On Fri, Aug 31, 2012 at 04:56:01PM +0800, Osier Yang wrote:
Triggered by the requirement to control the new sys knob /sys/kernel/mm/ksm/merge_nodes for a NUMA aware host by patch:
http://permalink.gmane.org/gmane.linux.kernel.mm/81497
It shows there is no methods to manage the KSM in libvirt. This proposes the new APIs like following, thanks for suggestions/idea in advance.
== The macros and enums for the params' fields
/* virNodeKSMRunMode: * * Represents the modes of /sys/kernel/mm/ksm/run. */ typedef enum { /* Stop ksmd from running but keep merged pages */ VIR_NODE_STOP_KSM_KEEP_MERGED_PAGES = 0,
/* Start ksmd */ VIR_NODE_START_KSM = 1,
/* Stop ksmd and and unmerge all pages currently merged */ VIR_NODE_STOP_KSM_UNMERGE_PAGES = 2, } virNodeKSMRunMode;
See my next comment about this...
/* * VIR_NODE_KSM_PAGES_TO_SCAN: * * Macro for typed parameter that represents how many present pages * to scan before ksmd goes to sleep. */ # define VIR_NODE_KSM_PAGES_TO_SCAN "pages_to_scan"
/* * VIR_NODE_KSM_SLEEP_MILLISECS: * * Macro for typed parameter that represents how many milliseconds * ksmd should sleep before next scan. */ # define VIR_NODE_KSM_SLEEP_MILLISECS "sleep_millisecs"
/* * VIR_NODE_KSM_RUN: * * Macro for typed parameter that is used to control ksmd's state, as * an int containing a virNodeKSMRunMode value. */ # define VIR_NODE_KSM_RUN "run"
The other constants here are all tunable parameters. This one however is an action. IMHO we should not use a {Get,Set}Parameters style APIs for actions. We should have an explicit API for invoking them.

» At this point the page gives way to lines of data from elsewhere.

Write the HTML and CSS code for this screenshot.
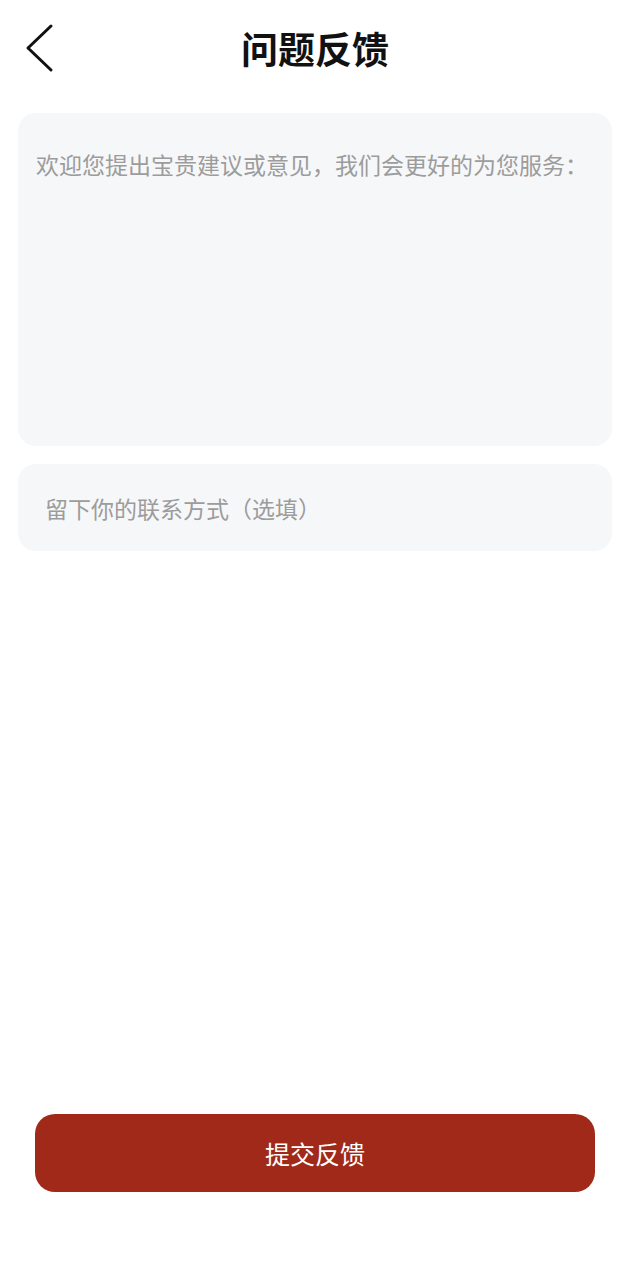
FILE: index.html
```html
<!DOCTYPE html>
<html lang="zh-CN">
<head>
<meta charset="utf-8">
<title>问题反馈</title>
<link rel="stylesheet" href="styles.css">
</head>
<body>
<div class="page">
  <header class="header">
    <span class="back" aria-label="返回">
      <svg width="34" height="50" viewBox="0 0 34 50">
        <polyline points="29,3 6,25 29,47" fill="none" stroke="#111" stroke-width="3" stroke-linecap="round" stroke-linejoin="round"/>
      </svg>
    </span>
    <h1 class="title">问题反馈</h1>
  </header>
  <main class="form">
    <div class="field field-area"><span class="placeholder">欢迎您提出宝贵建议或意见，我们会更好的为您服务：</span></div>
    <div class="field field-line"><span class="placeholder">留下你的联系方式（选填）</span></div>
  </main>
  <footer class="footer">
    <button class="submit" type="button">提交反馈</button>
  </footer>
</div>
</body>
</html>
```
FILE: styles.css
```css
* { box-sizing: border-box; }
html, body { margin: 0; padding: 0; background: #fff; }
body {
  font-family: "Noto Sans CJK SC", "Noto Sans", sans-serif;
  color: #111;
}
.page {
  width: 630px;
  height: 1280px;
  display: flex;
  flex-direction: column;
}
.header {
  position: relative;
  height: 96px;
  display: flex;
  align-items: center;
  justify-content: center;
}
.back {
  position: absolute;
  left: 22px;
  top: 23px;
  width: 34px;
  height: 50px;
  display: block;
}
.back svg { display: block; }
.title {
  margin: 0;
  font-size: 37px;
  font-weight: 700;
  line-height: 1;
  letter-spacing: 0;
}
.form {
  padding: 17px 18px 0;
  display: flex;
  flex-direction: column;
  gap: 18px;
}
.field {
  background: #f6f7f9;
  border-radius: 18px;
}
.field-area {
  height: 333px;
  padding: 35px 18px 0;
}
.field-line {
  height: 87px;
  padding: 0 27px;
  display: flex;
  align-items: center;
}
.placeholder {
  display: block;
  font-size: 23px;
  line-height: 32px;
  color: #9c9c9c;
}
.footer {
  margin-top: auto;
  padding: 0 35px 88px;
}
.submit {
  display: block;
  width: 100%;
  height: 78px;
  border: 0;
  border-radius: 20px;
  background: #a0291a;
  color: #fff;
  font-family: "Noto Sans CJK SC", "Noto Sans", sans-serif;
  font-size: 25px;
  line-height: 1;
  padding: 0;
}
```
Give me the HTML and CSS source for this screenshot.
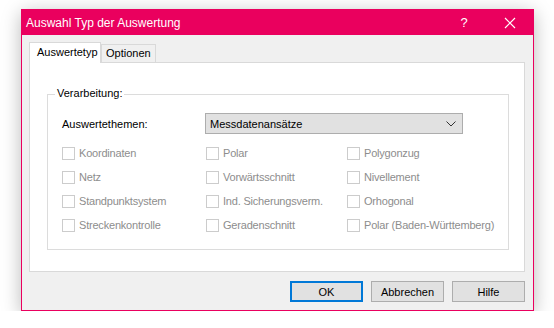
FILE: index.html
```html
<!DOCTYPE html>
<html lang="de">
<head>
    <meta charset="UTF-8">
    <title>Auswahl Typ der Auswertung</title>
    <link rel="stylesheet" href="styles.css">
</head>
<body>
    <div class="window">
        <div class="titlebar">
            <div class="title">Auswahl Typ der Auswertung</div>
            <div class="title-btn help">?</div>
            <div class="title-btn close">
                <svg width="12" height="12" viewBox="0 0 12 12"><path d="M1 1L11 11M11 1L1 11" stroke="#fff" stroke-width="1.2"/></svg>
            </div>
        </div>

        <div class="client">
            <div class="tab-bar">
                <div class="tab active">Auswertetyp</div>
                <div class="tab">Optionen</div>
            </div>

            <div class="tab-panel">
                <div class="group">
                    <span class="group-title">Verarbeitung:</span>

                    <div class="theme-row">
                        <span class="theme-label">Auswertethemen:</span>
                        <div class="select">
                            <span>Messdatenansätze</span>
                            <svg width="10" height="6" viewBox="0 0 10 6"><path d="M0.5 0.5L5 5L9.5 0.5" fill="none" stroke="#333" stroke-width="1"/></svg>
                        </div>
                    </div>

                    <div class="checks">
                        <label class="check"><span class="box"></span>Koordinaten</label>
                        <label class="check"><span class="box"></span>Polar</label>
                        <label class="check"><span class="box"></span>Polygonzug</label>
                        <label class="check"><span class="box"></span>Netz</label>
                        <label class="check"><span class="box"></span>Vorwärtsschnitt</label>
                        <label class="check"><span class="box"></span>Nivellement</label>
                        <label class="check"><span class="box"></span>Standpunktsystem</label>
                        <label class="check"><span class="box"></span>Ind. Sicherungsverm.</label>
                        <label class="check"><span class="box"></span>Orhogonal</label>
                        <label class="check"><span class="box"></span>Streckenkontrolle</label>
                        <label class="check"><span class="box"></span>Geradenschnitt</label>
                        <label class="check"><span class="box"></span>Polar (Baden-Württemberg)</label>
                    </div>
                </div>
            </div>

            <div class="buttons">
                <div class="button default">OK</div>
                <div class="button">Abbrechen</div>
                <div class="button">Hilfe</div>
            </div>
        </div>
    </div>
</body>
</html>
```

FILE: styles.css
```css
* {
    margin: 0;
    padding: 0;
    box-sizing: border-box;
}

body {
    font-family: 'Liberation Sans', Arial, sans-serif;
    font-size: 11px;
    background: #fff;
    color: #000;
    padding: 9px 0 0 21px;
}

.window {
    width: 513px;
    height: 302px;
    border: 1px solid #ea005e;
    box-shadow: 0 4px 18px rgba(0,0,0,0.28);
    display: flex;
    flex-direction: column;
    background: #f0f0f0;
}

.titlebar {
    height: 25px;
    background: #ea005e;
    color: #fff;
    display: flex;
    align-items: center;
    padding-left: 4px;
}

.title {
    flex: 1;
    font-size: 12px;
}

.title-btn {
    width: 46px;
    height: 25px;
    display: flex;
    align-items: center;
    justify-content: center;
}

.help {
    font-size: 13px;
}

.client {
    flex: 1;
    padding: 7px 8px 0 7px;
    display: flex;
    flex-direction: column;
}

.tab-bar {
    display: flex;
    align-items: flex-end;
    height: 20px;
    position: relative;
    z-index: 1;
}

.tab {
    height: 18px;
    padding: 0 4px 0 4px;
    border: 1px solid #d9d9d9;
    border-bottom: none;
    background: #f0f0f0;
    line-height: 17px;
}

.tab.active {
    height: 21px;
    width: 72px;
    padding: 0 0 0 7px;
    background: #fff;
    line-height: 18px;
    margin-bottom: -1px;
}

.tab-panel {
    height: 210px;
    background: #fff;
    border: 1px solid #d9d9d9;
    padding: 31px 15px 0 17px;
}

.group {
    position: relative;
    height: 156px;
    border: 1px solid #dcdcdc;
    padding: 0 14px;
}

.group-title {
    position: absolute;
    top: -8px;
    left: 7px;
    padding: 0 2px;
    background: #fff;
}

.theme-row {
    display: flex;
    align-items: center;
    margin-top: 18px;
    height: 21px;
}

.theme-label {
    width: 143px;
    flex-shrink: 0;
}

.select {
    width: 258px;
    height: 21px;
    background: #e1e1e1;
    border: 1px solid #adadad;
    display: flex;
    align-items: center;
    justify-content: space-between;
    padding: 0 6px 0 4px;
}

.checks {
    display: grid;
    grid-template-columns: 144px 141px 1fr;
    grid-auto-rows: 24px;
    margin-top: 7px;
}

.check {
    display: flex;
    align-items: center;
    color: #8d8d8d;
    white-space: nowrap;
    letter-spacing: -0.2px;
}

.box {
    width: 13px;
    height: 13px;
    border: 1px solid #cccccc;
    background: #fff;
    margin-right: 4px;
    flex-shrink: 0;
}

.buttons {
    display: flex;
    justify-content: flex-end;
    gap: 8px;
    margin-top: 9px;
}

.button {
    width: 73px;
    height: 21px;
    border: 1px solid #adadad;
    background: #e1e1e1;
    display: flex;
    align-items: center;
    justify-content: center;
}

.button.default {
    border: 2px solid #0078d7;
}
```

/* * VIR_NODE_KSM_PAGES_SHARED: * * Macro for typed parameter that represents how many ksm shared pages * are being used. */ # define VIR_NODE_KSM_PAGES_SHARED "pages_shared"
/* * VIR_NODE_KSM_PAGES_SHARING: * * Macro for typed parameter that represents how many sites are * sharing the pages i.e. how much saved. */ # define VIR_NODE_KSM_PAGES_SHARING "pages_sharing"

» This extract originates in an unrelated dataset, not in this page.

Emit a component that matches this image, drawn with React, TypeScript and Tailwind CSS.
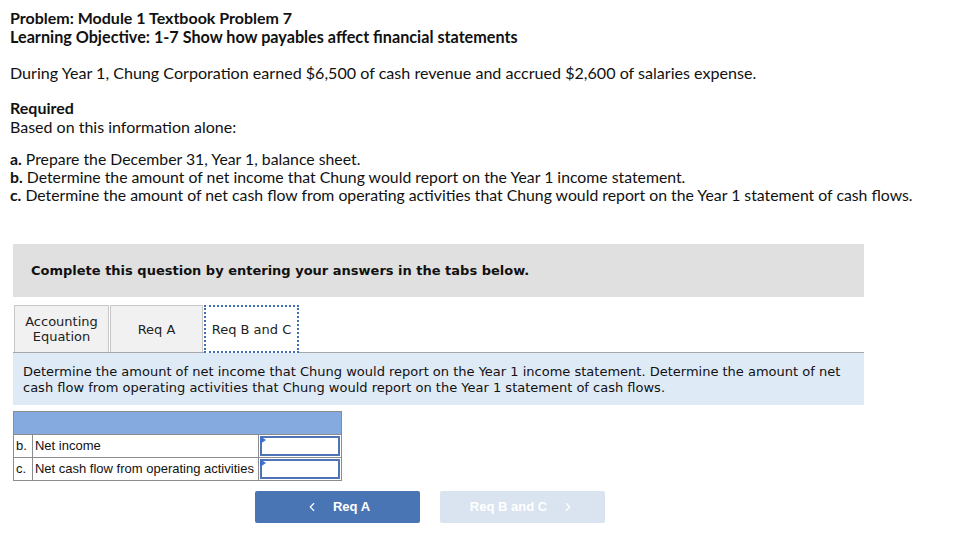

/* VIR_NODE_KSM_PAGES_UNSHARED: * * Macro for typed parameter that represents how many pages unique * but repeatedly checked for merging. */ # define VIR_NODE_KSM_PAGES_UNSHARED "pages_unshared"
/* VIR_NODE_KSM_PAGES_VOLATILE: * * Macro for typed parameter that represents how many pages changing * too fast to be placed in a tree. */ # define VIR_NODE_KSM_PAGES_VOLATILE "pages_volatile"
/* VIR_NODE_KSM_FULL_SCAN: * * Macro for typed parameter that represents how many times all * mergeable areas have been scanned. */ # define VIR_NODE_KSM_FULL_SCAN "full_scan"
== API to Get KSM parameters.
/* * virNodeGetKSMParameters: * @conn: pointer to the hypervisor connection * @params: pointer to memory parameter object * (return value, allocated by the caller) * @nparams: pointer to number of memory parameters; input and output * @flags: extra flags; not used yet, so callers should always pass 0 * * ... Detailed comments ommitted ... * * Returns 0 in case of success, and -1 in case of failure. */ int virNodeGetKSMParameters(virConnectPtr conn, virTypedParameterPtr params, int *nparams, unsigned int flags);
== API to set KSM parameters.
Currently only "run", "pages_to_scan", and "sleep_millisecs" are writable. The new boolearn sys knob "merge_nodes" could be added once it's acceptted by kernel upstream.
/* * virNodeSetKSMParameters: * @conn: pointer to the hypervisor connection * @params: pointer to scheduler parameter objects * @naprams: number of scheduler parameter objects * (this value can be the same or less than the returned * value nparams of virDomainGetSchedulerType) * @flags: extra flags; not used yet, so callers should always pass 0 * * ... Detailed comments ommitted ... * * Returns 0 in case of success, -1 in case of failure. */ int virNodeSetKSMParameters(virConnectPtr conn, virTypedParameterPtr params, int nparams, unsigned int flags);
BTW, the other thing libvirt misses is to tell ksmtuned to retune when a domain is started or destroyed. Which is outlined in the Red Hat Virtualization Administration Guide doc, but it's not true. So either we have a hole in libvirt, or lacks a fix for the document.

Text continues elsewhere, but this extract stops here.